By: katie
Subject: A couple more questions to our GGs (Genetic Girls)
1) When you get dressed up for an evening out with the girls are you dressing for yourself or to impress your friends? I'm assuming that you are not dressing to attract any unwanted attention from men.
Em said how much better she felt about making an effort and how compliments made her feel better.
Women always seem to compliment each other whereas men just take the michael.
2) If you think you look good does it lift your mood? Can you change your mood with clothes?
3) When you are looking to buy new clothes do you look at the models and think I'll look good in that or she looks attractive in that it'll do the same for me?
4) When you think of your husbands alter ego do you think of her as competition (another woman in the marriage) or as part of him?

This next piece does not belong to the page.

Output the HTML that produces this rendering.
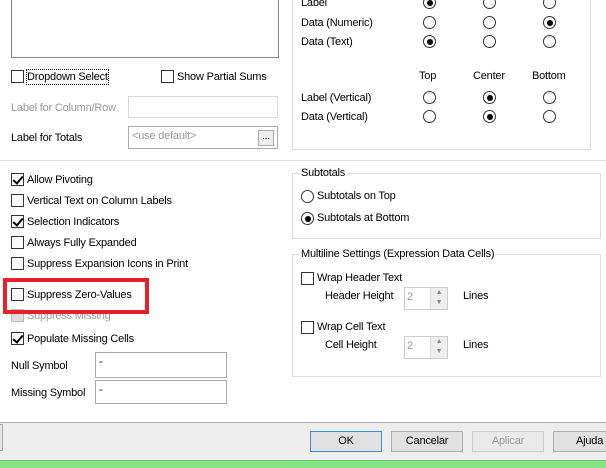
<!DOCTYPE html>
<html><head><style>
*{box-sizing:border-box;margin:0;padding:0}
body{width:606px;height:468px;position:relative;overflow:hidden;background:#fff;font-family:"Liberation Sans",sans-serif;font-size:11px;letter-spacing:-0.2px;color:#000}
.a{position:absolute;white-space:nowrap;line-height:14px}
.cb{position:absolute;width:13px;height:13px;border:1px solid #333;background:#fff}
.cb.k::after{content:"";position:absolute;left:3px;top:0px;width:4px;height:8px;border:solid #000;border-width:0 2px 2px 0;transform:rotate(40deg)}
.rb{position:absolute;width:13px;height:13px;border:1px solid #333;border-radius:50%;background:#fff}
.rb.k::after{content:"";position:absolute;left:2.5px;top:2.5px;width:6px;height:6px;border-radius:50%;background:#000}
.box{position:absolute;border:1px solid #dcdcdc}
.in{position:absolute;border:1px solid #aaa;background:#fff}
.btn{position:absolute;height:21px;width:72px;border:1px solid #adadad;background:#e1e1e1;text-align:center;line-height:19px}
.g{color:#999}
</style></head><body>
<div class="in" style="left:11px;top:-2px;width:268px;height:60px;border-color:#828790"></div>
<div class="cb" style="left:11px;top:70px"></div><div class="a" style="left:27px;top:70px;outline:1px dotted #000">Dropdown Select</div>
<div class="cb" style="left:161px;top:70px"></div><div class="a" style="left:177px;top:70px">Show Partial Sums</div>
<div class="a g" style="left:11px;top:101px">Label for Column/Row</div>
<div class="in" style="left:128px;top:96px;width:150px;height:22px;border-color:#d9d9d9"></div>
<div class="a" style="left:11px;top:131px">Label for Totals</div>
<div class="in" style="left:128px;top:126px;width:150px;height:23px"><span class="a g" style="left:3px;top:2px">&lt;use default&gt;</span><div style="position:absolute;right:3px;top:3px;width:16px;height:16px;border:1px solid #aaa;background:#eee;font-size:10px;text-align:center;line-height:12px">...</div></div>

<div class="box" style="left:292px;top:-2px;width:299px;height:152px"></div>
<div class="a" style="left:301px;top:-4px">Label</div>
<div class="a" style="left:301px;top:16px">Data (Numeric)</div>
<div class="a" style="left:301px;top:35px">Data (Text)</div>
<div class="rb k" style="left:423px;top:-4px"></div><div class="rb" style="left:483px;top:-4px"></div><div class="rb" style="left:543px;top:-4px"></div>
<div class="rb" style="left:423px;top:16px"></div><div class="rb" style="left:483px;top:16px"></div><div class="rb k" style="left:543px;top:16px"></div>
<div class="rb k" style="left:423px;top:35px"></div><div class="rb" style="left:483px;top:35px"></div><div class="rb" style="left:543px;top:35px"></div>
<div class="a" style="left:419px;top:69px">Top</div><div class="a" style="left:473px;top:69px">Center</div><div class="a" style="left:532px;top:69px">Bottom</div>
<div class="a" style="left:301px;top:91px">Label (Vertical)</div>
<div class="a" style="left:301px;top:110px">Data (Vertical)</div>
<div class="rb" style="left:423px;top:91px"></div><div class="rb k" style="left:483px;top:91px"></div><div class="rb" style="left:543px;top:91px"></div>
<div class="rb" style="left:423px;top:110px"></div><div class="rb k" style="left:483px;top:110px"></div><div class="rb" style="left:543px;top:110px"></div>

<div style="position:absolute;left:0;top:160px;width:606px;height:1px;background:#dcdcdc"></div>

<div class="cb k" style="left:11px;top:173px"></div><div class="a" style="left:27px;top:173px">Allow Pivoting</div>
<div class="cb" style="left:11px;top:194px"></div><div class="a" style="left:27px;top:194px">Vertical Text on Column Labels</div>
<div class="cb k" style="left:11px;top:215px"></div><div class="a" style="left:27px;top:215px">Selection Indicators</div>
<div class="cb" style="left:11px;top:236px"></div><div class="a" style="left:27px;top:236px">Always Fully Expanded</div>
<div class="cb" style="left:11px;top:257px"></div><div class="a" style="left:27px;top:257px">Suppress Expansion Icons in Print</div>
<div class="cb" style="left:11px;top:288px"></div><div class="a" style="left:27px;top:288px">Suppress Zero-Values</div>
<div class="cb" style="left:11px;top:309px;border-color:#bbb;background:#ddd"></div><div class="a g" style="left:27px;top:309px">Suppress Missing</div>
<div class="cb k" style="left:11px;top:332px"></div><div class="a" style="left:27px;top:332px">Populate Missing Cells</div>
<div style="position:absolute;left:3px;top:278px;width:146px;height:36px;border:4px solid #e8202a"></div>
<div class="a" style="left:11px;top:359px">Null Symbol</div>
<div class="in" style="left:95px;top:352px;width:132px;height:26px"><span class="a" style="left:3px;top:2px">-</span></div>
<div class="a" style="left:11px;top:386px">Missing Symbol</div>
<div class="in" style="left:95px;top:380px;width:132px;height:24px"><span class="a" style="left:3px;top:2px">-</span></div>

<div class="box" style="left:292px;top:173px;width:309px;height:66px"></div>
<div class="a" style="left:299px;top:166px;background:#fff;padding:0 2px">Subtotals</div>
<div class="rb" style="left:301px;top:190px"></div><div class="a" style="left:317px;top:189px">Subtotals on Top</div>
<div class="rb k" style="left:301px;top:212px"></div><div class="a" style="left:317px;top:211px">Subtotals at Bottom</div>
<div class="box" style="left:292px;top:254px;width:309px;height:123px"></div>
<div class="a" style="left:299px;top:247px;background:#fff;padding:0 2px">Multiline Settings (Expression Data Cells)</div>
<div class="cb" style="left:301px;top:272px"></div><div class="a" style="left:317px;top:271px">Wrap Header Text</div>
<div class="a" style="left:325px;top:289px">Header Height</div>
<div class="in" style="left:404px;top:287px;width:44px;height:23px;border-color:#ccc"><span class="a g" style="left:2px;top:2px">2</span><div style="position:absolute;right:0;top:0;width:17px;height:21px;background:#eee;border-left:1px solid #ddd;font-size:7px;color:#888;text-align:center;line-height:10px">▲<br>▼</div></div>
<div class="a" style="left:463px;top:289px">Lines</div>
<div class="cb" style="left:301px;top:321px"></div><div class="a" style="left:317px;top:320px">Wrap Cell Text</div>
<div class="a" style="left:325px;top:338px">Cell Height</div>
<div class="in" style="left:404px;top:336px;width:44px;height:23px;border-color:#ccc"><span class="a g" style="left:2px;top:2px">2</span><div style="position:absolute;right:0;top:0;width:17px;height:21px;background:#eee;border-left:1px solid #ddd;font-size:7px;color:#888;text-align:center;line-height:10px">▲<br>▼</div></div>
<div class="a" style="left:463px;top:338px">Lines</div>

<div style="position:absolute;left:0;top:422px;width:606px;height:38px;background:#eee;border-top:1px solid #adadad"></div>
<div style="position:absolute;left:0;top:424px;width:3px;height:27px;border:1px solid #aaa;border-left:0;background:#e4e4e4"></div>
<div class="btn" style="left:310px;top:431px;border-color:#3d8fe0">OK</div>
<div class="btn" style="left:391px;top:431px">Cancelar</div>
<div class="btn" style="left:472px;top:431px;border-color:#ccc;background:#eaeaea;color:#999">Aplicar</div>
<div class="btn" style="left:553px;top:431px;width:72px;text-align:left;padding-left:22px">Ajuda</div>
<div style="position:absolute;left:0;top:460px;width:606px;height:8px;background:#86e486;border-top:1px solid #6cc46c"></div>
</body></html>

A bit random but we're throwing questions in that come into our heads at the moment.
By: Katie
Subject: Extra Comment
I thought that this was a valid reply to some of Sindy's concerned and didn't want it to get lost further down the blog so I posted it again. There is a lot going on at the moment and unless you make the effort it can be hard to follow. So excuse my double post.
I don't think its the label 'crossdressers wife' that is the problem. The partner of the main subject will always get the anonymous tag line. Davina McCall and her husband?
The issue is that Sindy and other wives/partners are the wife of a crossdressers with all the social stigma that that entails. When I asked the question about it being a 'burden' this was really the response I was expecting. Maybe keeping the secret is not a burden but a wife / partner will always have the same fears that we, as crossdressers, have about being found out. It can affect us and our families both socially and financially which is why many of us decide to keep in private and in many cases from our wives and partners.
It doesn't make it right but it does give an element of protection for the ones you love.
My biggest concern is always for my wife and children. I know the easy answer is just 'give it up' but I think that that demonstrates the huge need that I and many others have to crossdress. As I said before if there was a pill then I'd take it.
I get Davina's points about it being harmless fun and a good way to relax. It is. But this fear will exist until it becomes socially acceptable which I think is a long way off. I don't see it happening in my lifetime anyway or at least for people of my generation!
Transgender individuals who decide to live their lives as women are becoming more accepted with high profile people such as Caitlyn Jenner. However, for normal people changing your sex can have a devastating effect on their lives and that of their families.
Crossdressers don't want to change sex and although we share some of the same social problems as transgender people I do believe that our wiring is not the same and their need for gender expression and identity are different from our own (CDs).
Changing peoples opinions one by one is a difficult task. But as with anything going viral it only takes a few to be on message to get it out to the whole world. Or at least those with the intelligence to understand that we are all individuals and different from each other.
I don't think that men being accepted as crossdressers will suddenly mean an army of men tottering about in high heels and dresses. It is still a private matter and although some people will want acceptance by dressing in public this would still be rare.